|Yards Per Play||5.8||6.7|
|Rushing Success Rate||38.10%||62.71%|
|Passing Success Rate||32.43%||46.88%|
|Avg. Field Position||31.1||24.9|
(Aside: I realize that Florida’s yardage after I went through the play-by-play and added everything up doesn’t match the box score. I don’t know why, either, but deal with it.)
Sometimes, a game has a clear turning point. In the Vanderbilt Commodores’ game against the Florida Gators on Saturday, at first glance the turning point in the game would appear to be when Ke’Shawn Vaughn went to the locker room (and would not return), but the score was 14-3 in Vanderbilt’s favor at that point. Vanderbilt would cash in a Florida turnover to expand the lead to 21-3. Here is what the Five Factors box score looked like at that point:
Five Factors (21-3)
|Yards Per Play||8.9||4.6|
|Rushing Success Rate||38.46%||60.00%|
|Passing Success Rate||44.44%||42.86%|
|Avg. Field Position||24.4||36.8|
Let’s talk about the game up to that point. The obvious thing that jumps out is that Florida had three scoring chances to that point and had three points on the scoreboard — thanks to two turnovers (one, an interception at the 2-yard line; the other, a fumble that hilariously bounced about 40 yards downfield before Vanderbilt recovered, setting up the Commodores’ third score of the game.) Florida’s success rate and yards per play were notable: the Gators were running successful plays, but to that point they hadn’t broken for any big plays. Florida’s longest single play, at that point in the game, went for 16 yards. Vanderbilt had a sizable advantage in yards per play — but that was almost entirely due to two plays (a 43-yard run by Vaughn and a 75-yard screen pass for a touchdown, also to Vaughn.) Take those away, and the Commodores were averaging a pedestrian 3.9 yards per play.
With all that said — the score was 21-3. It was 21-3 not because Vanderbilt was a better team than Florida (or even playing better than Florida), but because Vanderbilt got a couple of big plays and Florida was, repeatedly, shooting itself in the foot with turnovers and penalties. It was reasonable to think that Florida would start to turn things around at some point; what that meant was that Vanderbilt needed to press its advantage and try to score even more points. That was, obviously, going to be harder without Vaughn in the game, but not impossible.
Instead, we got this:
Five Factors (Rest of Game)
|Yards Per Play||3.9||8|
|Rushing Success Rate||37.50%||64.10%|
|Passing Success Rate||28.57%||50.00%|
|Avg. Field Position||35.9||19|
Gross. For one thing, Vanderbilt completely abandoned the run game, which is an... interesting tactical decision, because the passing game wasn’t doing a whole lot.

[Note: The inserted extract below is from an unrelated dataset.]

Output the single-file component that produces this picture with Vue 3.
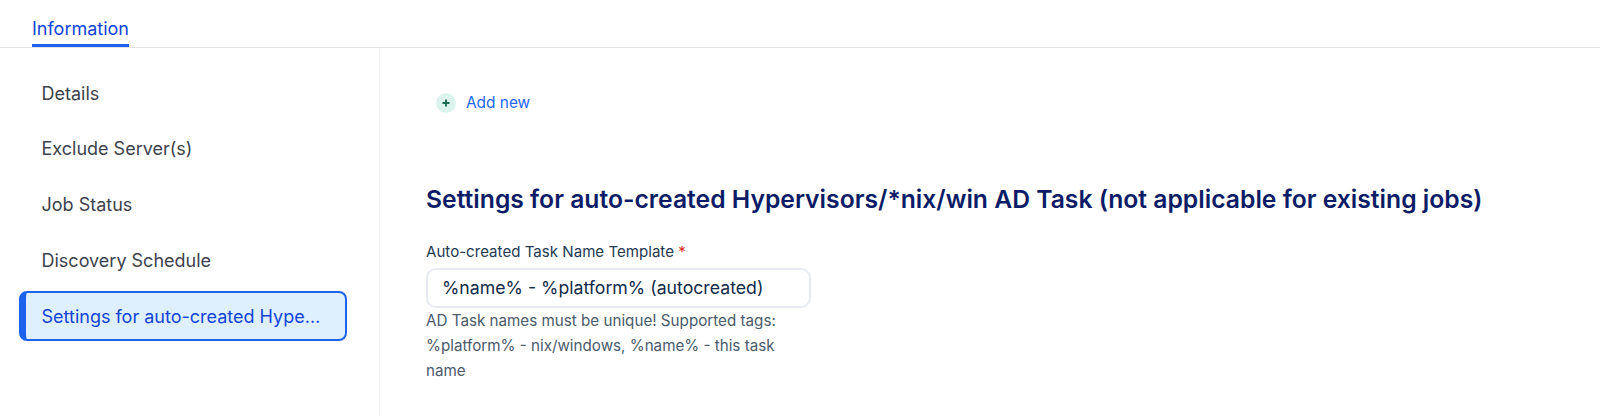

But also, three second-half trips inside the 40 ended with six points. (Meanwhile, Florida did start finding the end zone on its drives.) Vanderbilt started its first drive of the second half with great field position and a 21-13 lead; they elected to attempt a field goal on 4th and 2 at the 7. (This is a questionable tactical decision even if you have a reliable kicker. With a kicker who’s been... shaky, well, this ended with zero points.) On its next drive — with the score now 21-20 after a Florida touchdown, helped along by Dan Mullen calling a fake punt on 4th and 3 at his own 37 — Vanderbilt elected to punt on 4th and 4 at the Florida 42. (As if to add insult to injury, Vanderbilt elected to kick a field goal with 3:55 left and a 10-point deficit — and then not attempt an onside kick after.)
Obviously, we don’t know what would have happened had the Commodores tried to convert 4th and 2 at the 7, or 4th and 4 at the 42. They might have wound up with no points on either drive. But in a game that wound up being decided by ten points, we have Vanderbilt, on two separate drives, choosing the route that guaranteed they would score three points at most — instead of taking the route that might have netted fourteen.

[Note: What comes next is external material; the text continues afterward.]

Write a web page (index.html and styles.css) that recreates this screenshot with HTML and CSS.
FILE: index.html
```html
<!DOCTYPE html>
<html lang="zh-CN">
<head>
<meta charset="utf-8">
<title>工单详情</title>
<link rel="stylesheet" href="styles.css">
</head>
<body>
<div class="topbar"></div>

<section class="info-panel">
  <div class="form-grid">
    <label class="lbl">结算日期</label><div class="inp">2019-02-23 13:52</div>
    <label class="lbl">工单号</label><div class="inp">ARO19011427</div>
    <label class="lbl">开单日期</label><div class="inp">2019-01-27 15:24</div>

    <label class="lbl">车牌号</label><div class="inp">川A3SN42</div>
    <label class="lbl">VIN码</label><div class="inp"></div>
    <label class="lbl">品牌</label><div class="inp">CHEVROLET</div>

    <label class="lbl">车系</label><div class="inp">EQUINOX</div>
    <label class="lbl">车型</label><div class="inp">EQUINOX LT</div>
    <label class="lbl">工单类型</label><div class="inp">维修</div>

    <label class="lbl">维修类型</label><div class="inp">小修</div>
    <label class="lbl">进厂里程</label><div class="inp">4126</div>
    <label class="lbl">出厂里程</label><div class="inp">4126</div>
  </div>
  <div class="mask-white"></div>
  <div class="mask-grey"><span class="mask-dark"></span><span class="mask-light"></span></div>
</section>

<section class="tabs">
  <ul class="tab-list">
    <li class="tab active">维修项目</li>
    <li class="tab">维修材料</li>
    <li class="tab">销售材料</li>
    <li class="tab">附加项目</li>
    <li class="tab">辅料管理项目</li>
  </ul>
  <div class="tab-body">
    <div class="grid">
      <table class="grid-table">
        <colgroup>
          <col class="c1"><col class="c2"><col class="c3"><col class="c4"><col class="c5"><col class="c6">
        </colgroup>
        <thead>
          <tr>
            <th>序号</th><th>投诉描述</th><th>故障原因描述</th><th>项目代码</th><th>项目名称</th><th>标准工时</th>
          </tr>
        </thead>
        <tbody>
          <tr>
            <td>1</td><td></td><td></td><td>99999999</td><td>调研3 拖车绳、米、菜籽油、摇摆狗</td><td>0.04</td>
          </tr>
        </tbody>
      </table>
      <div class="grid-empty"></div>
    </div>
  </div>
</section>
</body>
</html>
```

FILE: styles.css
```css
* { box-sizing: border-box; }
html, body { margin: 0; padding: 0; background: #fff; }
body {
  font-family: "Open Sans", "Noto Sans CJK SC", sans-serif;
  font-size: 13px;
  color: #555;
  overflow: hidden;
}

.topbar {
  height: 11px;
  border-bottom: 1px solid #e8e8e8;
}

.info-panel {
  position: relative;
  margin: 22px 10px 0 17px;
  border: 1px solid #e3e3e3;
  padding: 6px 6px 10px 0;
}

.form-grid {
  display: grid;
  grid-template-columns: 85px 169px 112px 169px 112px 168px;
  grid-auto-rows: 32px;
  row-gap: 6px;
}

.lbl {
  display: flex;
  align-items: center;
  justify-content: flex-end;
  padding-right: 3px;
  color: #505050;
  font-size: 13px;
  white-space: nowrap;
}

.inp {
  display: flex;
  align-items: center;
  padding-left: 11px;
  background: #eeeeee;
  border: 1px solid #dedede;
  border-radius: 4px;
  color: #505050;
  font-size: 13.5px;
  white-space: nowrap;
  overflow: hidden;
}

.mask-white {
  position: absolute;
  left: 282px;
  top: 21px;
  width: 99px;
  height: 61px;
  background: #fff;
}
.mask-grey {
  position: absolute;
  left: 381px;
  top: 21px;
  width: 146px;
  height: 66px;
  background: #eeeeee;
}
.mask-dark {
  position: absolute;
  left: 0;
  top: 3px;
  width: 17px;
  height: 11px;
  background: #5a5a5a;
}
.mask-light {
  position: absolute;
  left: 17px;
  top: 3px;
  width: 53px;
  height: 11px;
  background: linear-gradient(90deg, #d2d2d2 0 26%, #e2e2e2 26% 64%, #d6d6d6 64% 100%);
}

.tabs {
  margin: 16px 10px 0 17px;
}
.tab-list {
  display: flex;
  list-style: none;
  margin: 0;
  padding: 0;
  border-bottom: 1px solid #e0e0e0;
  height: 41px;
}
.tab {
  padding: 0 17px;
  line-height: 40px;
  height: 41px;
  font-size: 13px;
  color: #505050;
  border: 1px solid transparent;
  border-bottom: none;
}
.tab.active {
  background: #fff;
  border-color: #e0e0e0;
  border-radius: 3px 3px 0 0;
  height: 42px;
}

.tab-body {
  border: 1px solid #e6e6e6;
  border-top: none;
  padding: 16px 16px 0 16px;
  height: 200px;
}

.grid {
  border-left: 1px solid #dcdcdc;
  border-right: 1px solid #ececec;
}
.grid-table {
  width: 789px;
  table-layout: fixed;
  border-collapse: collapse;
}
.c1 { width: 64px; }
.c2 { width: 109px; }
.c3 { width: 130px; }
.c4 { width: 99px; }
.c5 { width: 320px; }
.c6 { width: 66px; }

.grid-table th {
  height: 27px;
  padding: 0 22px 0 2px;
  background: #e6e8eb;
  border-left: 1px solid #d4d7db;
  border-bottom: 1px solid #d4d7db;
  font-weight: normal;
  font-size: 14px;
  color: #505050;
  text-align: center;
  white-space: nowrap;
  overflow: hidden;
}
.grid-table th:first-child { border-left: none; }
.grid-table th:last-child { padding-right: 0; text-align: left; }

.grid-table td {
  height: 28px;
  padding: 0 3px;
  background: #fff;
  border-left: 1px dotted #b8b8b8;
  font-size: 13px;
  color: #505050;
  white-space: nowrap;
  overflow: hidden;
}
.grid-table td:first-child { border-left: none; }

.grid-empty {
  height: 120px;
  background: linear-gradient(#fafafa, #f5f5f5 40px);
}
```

There are plenty of valid criticisms to be made of Vanderbilt’s coaching staff, but the tendency to play uber-conservative most of the time (unless their backs really are against the wall) is the easiest criticism to make, and never was it more on display than on Saturday. Remember: Tresselball only worked because Ohio State has a talent advantage at most positions on the field.